The South Gauteng High Court ruled against 29 respondent gold mining companies allowing a class action suit by thousands of workers suffering from the fatal lung disease, silicosis and co-related tuberculosis.
The class is the largest ever to be certified in South Africa, including not just the miners with silicosis but their surviving next of kin as well. Over 20,000 former mine workers have signed up to seek damages from corporations that profited from gold yielded by mine work that they knew was hazardous to long-term respiratory health. Among them are Harmony Gold, Gold Fields, Sibanye Gold, African Rainbow Minerals and Anglo American. In their replying affidavits these mine owners argue that they cannot be responsible for mines they owned just shares in.
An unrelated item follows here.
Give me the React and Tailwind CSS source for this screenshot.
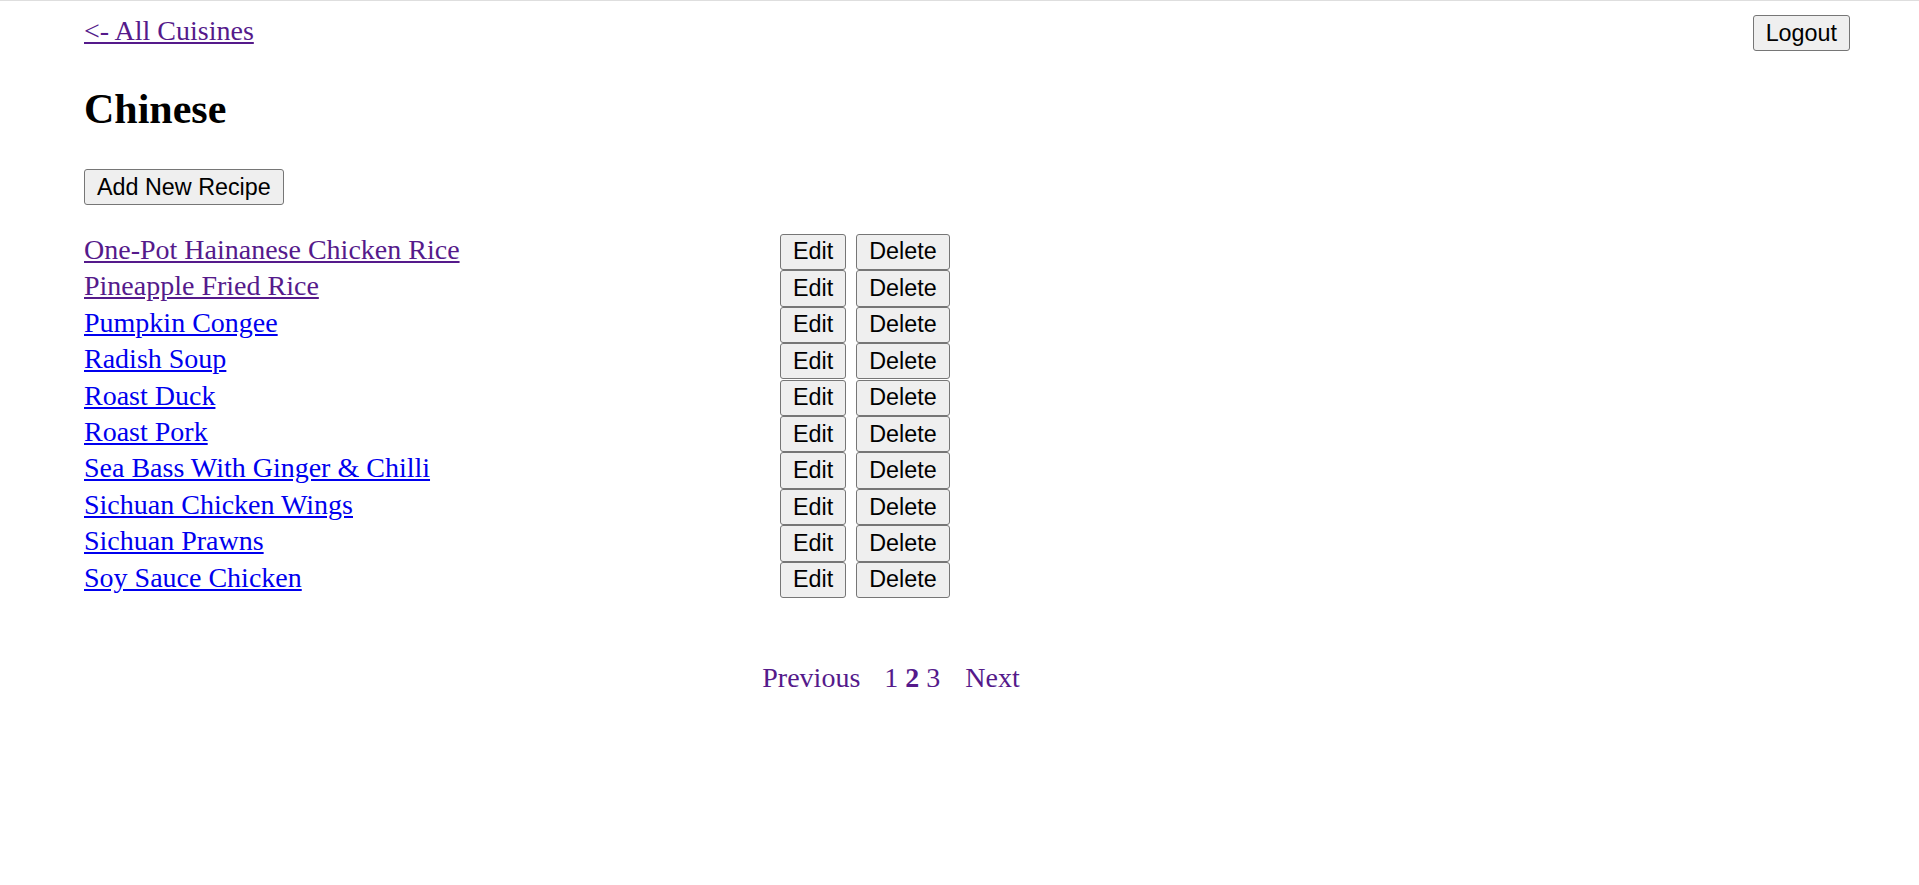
import React from "react";

const recipes = [
  { name: "One-Pot Hainanese Chicken Rice", visited: true },
  { name: "Pineapple Fried Rice", visited: true },
  { name: "Pumpkin Congee" },
  { name: "Radish Soup" },
  { name: "Roast Duck" },
  { name: "Roast Pork" },
  { name: "Sea Bass With Ginger & Chilli" },
  { name: "Sichuan Chicken Wings" },
  { name: "Sichuan Prawns" },
  { name: "Soy Sauce Chicken" },
];

function Btn({ children, className = "" }) {
  return (
    <button
      className={
        "h-[36.4px] px-[12px] bg-[#efefef] border border-[#767676] rounded-[3px] text-black text-[23.33px] leading-[27px] font-['Liberation_Sans',Arial,sans-serif] flex items-center justify-center whitespace-nowrap " +
        className
      }
    >
      {children}
    </button>
  );
}

export default function App() {
  return (
    <div className="min-h-[885px] w-full bg-white border-t border-[#dedede] font-['Liberation_Serif','Times_New_Roman',serif] text-black">
      <div className="flex justify-between items-start pl-[84px] pr-[69px] pt-[13.5px]">
        <a href="#" className="text-[28px] leading-[32px] text-[#551a8b] underline">
          {"<- All Cuisines"}
        </a>
        <Btn className="mt-[0.5px]">Logout</Btn>
      </div>

      <h2 className="pl-[84px] mt-[34px] text-[42px] leading-[48px] font-bold">Chinese</h2>

      <div className="pl-[84px] mt-[35.5px] flex">
        <Btn>Add New Recipe</Btn>
      </div>

      <div className="pl-[84px] mt-[28.5px] flex flex-col">
        {recipes.map((r) => (
          <div key={r.name} className="flex items-start h-[36.45px]">
            <div className="w-[696px]">
              <a
                href="#"
                className={
                  "text-[28px] leading-[32px] underline " +
                  (r.visited ? "text-[#551a8b]" : "text-[#0000ee]")
                }
              >
                {r.name}
              </a>
            </div>
            <div className="flex gap-[10px]">
              <Btn>Edit</Btn>
              <Btn className="px-[11px]">Delete</Btn>
            </div>
          </div>
        ))}
      </div>

      <div className="mt-[64px] pl-[84px] pr-[221px] flex justify-center text-[28px] leading-[32px] text-[#551a8b]">
        <a href="#" className="text-[#551a8b]">Previous</a>
        <span className="ml-[24px] mr-[25px] whitespace-pre">
          {"1 "}
          <b>2</b>
          {" 3"}
        </span>
        <a href="#" className="text-[#551a8b]">Next</a>
      </div>
    </div>
  );
}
Silicosis is also a disease that strikes many years after breathing in the silica dust that is thrown up by drilling and blasting.
It is not yet clear whether the mine owners will appeal the judgement.
George Kahn, an attorney for one of the senior counsels on the case, says the judgement was the most practical approach to the problem of mineworkers that’s over a century old. “The judgement itself is likely to be an important precedent in South African courts, not only on class actions and jurisprudence concepts,” he says. “Class actions are going to become a staple diet. We’re going to start seeing an exponential growth of class actions in South Africa in the next few decades. There’s a massive scope for class actions to take place.”
Mining unions welcome the High Court ruling
In a statement, the National Union of Mineworkers (NUM) has hailed the ruling as a major turning point in occupational health and safety in mining. NUM’s National Chairperson for Health and Safety, Peter Bailey is quoted as saying that the class action judgment will bear fruits for the sufferers of silicosis. Rather than flooding the courts with individual claims, the class action enables any current or former mine employees to ‘opt-in’ to the class. The consequences of settling damages for the industry will be massive.
One of the most ground-breaking aspects of the judgement is that it recognizes that the mines and the migrant labour system they depend on, under-developed the communities from where labour was recruited. It admits damages are transmitted through the family and down generations. “It is a controversial judgement that will have consequences for the road accident fund and others. It goes beyond the class action insofar as we have gone beyond our existing understanding in the law. It’s rationalized our legal system.”
In their statement responding to the judgement, the Association of Mineworkers and Construction Union (AMCU) described the judgment as a victory as it will allow hundreds of thousands of gold miners and their families to access justice and redress.
The mining companies have together formed the Occupational Lung Disease (OLD) working group to deal with such issues. Alan Fine, a spokesman for OLD said in a statement the gold companies were studying the judgment and each firm would decide whether to appeal the court ruling. “Either way, it should be noted that the finding does not represent a view on the merits of the cases brought by claimants,” Fine stated.
Mine owners on the defensive
Proving that the mine owners are responsible for silicosis will follow complex legal argument. It will be difficult for the mine companies to prove that they were not aware of the epidemic when they were meant to be measuring dust levels as well as the health of their workforce. Anglo American has already indicated that it cannot dodge its responsibility. Earlier this year the corporation came to a R500-million settlement with over four thousand of its old mine workers who have silicosis. The class action brings the day of reckoning for all profiteers from sickness and death closer.